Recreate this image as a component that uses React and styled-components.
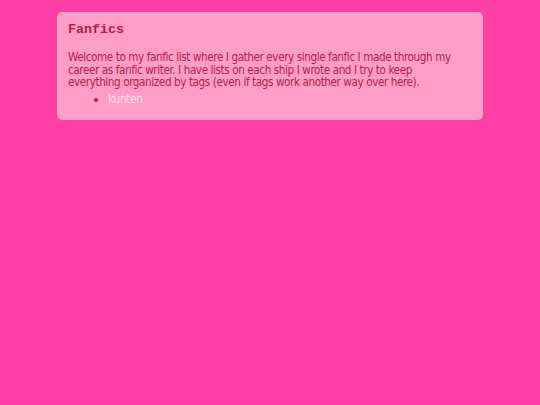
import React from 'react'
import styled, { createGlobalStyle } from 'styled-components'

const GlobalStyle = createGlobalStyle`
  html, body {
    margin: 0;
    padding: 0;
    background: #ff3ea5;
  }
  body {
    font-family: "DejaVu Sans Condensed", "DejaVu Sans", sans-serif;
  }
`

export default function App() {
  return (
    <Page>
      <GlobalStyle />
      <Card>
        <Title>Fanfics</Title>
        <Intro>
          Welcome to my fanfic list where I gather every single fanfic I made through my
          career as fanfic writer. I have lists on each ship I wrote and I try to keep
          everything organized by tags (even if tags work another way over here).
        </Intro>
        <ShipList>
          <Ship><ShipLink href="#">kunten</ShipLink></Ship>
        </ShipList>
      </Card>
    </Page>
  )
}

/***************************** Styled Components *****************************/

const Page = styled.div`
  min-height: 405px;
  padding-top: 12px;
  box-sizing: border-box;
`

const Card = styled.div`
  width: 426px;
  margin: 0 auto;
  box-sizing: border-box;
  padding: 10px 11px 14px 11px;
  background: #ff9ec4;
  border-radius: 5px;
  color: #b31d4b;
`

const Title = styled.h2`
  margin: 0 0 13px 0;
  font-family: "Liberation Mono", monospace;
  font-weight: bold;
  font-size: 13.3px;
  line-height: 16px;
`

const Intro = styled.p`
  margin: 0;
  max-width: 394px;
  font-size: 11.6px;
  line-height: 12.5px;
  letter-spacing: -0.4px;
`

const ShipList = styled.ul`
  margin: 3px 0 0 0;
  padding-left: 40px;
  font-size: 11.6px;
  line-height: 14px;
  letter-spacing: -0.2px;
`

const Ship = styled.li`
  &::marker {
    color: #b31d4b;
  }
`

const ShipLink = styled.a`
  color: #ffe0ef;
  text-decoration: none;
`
——————————
### WRITTEN EXERCISE
Pictures in the data above should not be copied; transcribe everything else exactly.

### RESPONSE TO THE TASK
Recreate this image as a component that uses React and styled-components.
import React from 'react'
import styled, { createGlobalStyle } from 'styled-components'

const GlobalStyle = createGlobalStyle`
  html, body {
    margin: 0;
    padding: 0;
    background: #ff3ea5;
  }
  body {
    font-family: "DejaVu Sans Condensed", "DejaVu Sans", sans-serif;
  }
`

export default function App() {
  return (
    <Page>
      <GlobalStyle />
      <Card>
        <Title>Fanfics</Title>
        <Intro>
          Welcome to my fanfic list where I gather every single fanfic I made through my
          career as fanfic writer. I have lists on each ship I wrote and I try to keep
          everything organized by tags (even if tags work another way over here).
        </Intro>
        <ShipList>
          <Ship><ShipLink href="#">kunten</ShipLink></Ship>
        </ShipList>
      </Card>
    </Page>
  )
}

/***************************** Styled Components *****************************/

const Page = styled.div`
  min-height: 405px;
  padding-top: 12px;
  box-sizing: border-box;
`

const Card = styled.div`
  width: 426px;
  margin: 0 auto;
  box-sizing: border-box;
  padding: 10px 11px 14px 11px;
  background: #ff9ec4;
  border-radius: 5px;
  color: #b31d4b;
`

const Title = styled.h2`
  margin: 0 0 13px 0;
  font-family: "Liberation Mono", monospace;
  font-weight: bold;
  font-size: 13.3px;
  line-height: 16px;
`

const Intro = styled.p`
  margin: 0;
  max-width: 394px;
  font-size: 11.6px;
  line-height: 12.5px;
  letter-spacing: -0.4px;
`

const ShipList = styled.ul`
  margin: 3px 0 0 0;
  padding-left: 40px;
  font-size: 11.6px;
  line-height: 14px;
  letter-spacing: -0.2px;
`

const Ship = styled.li`
  &::marker {
    color: #b31d4b;
  }
`

const ShipLink = styled.a`
  color: #ffe0ef;
  text-decoration: none;
`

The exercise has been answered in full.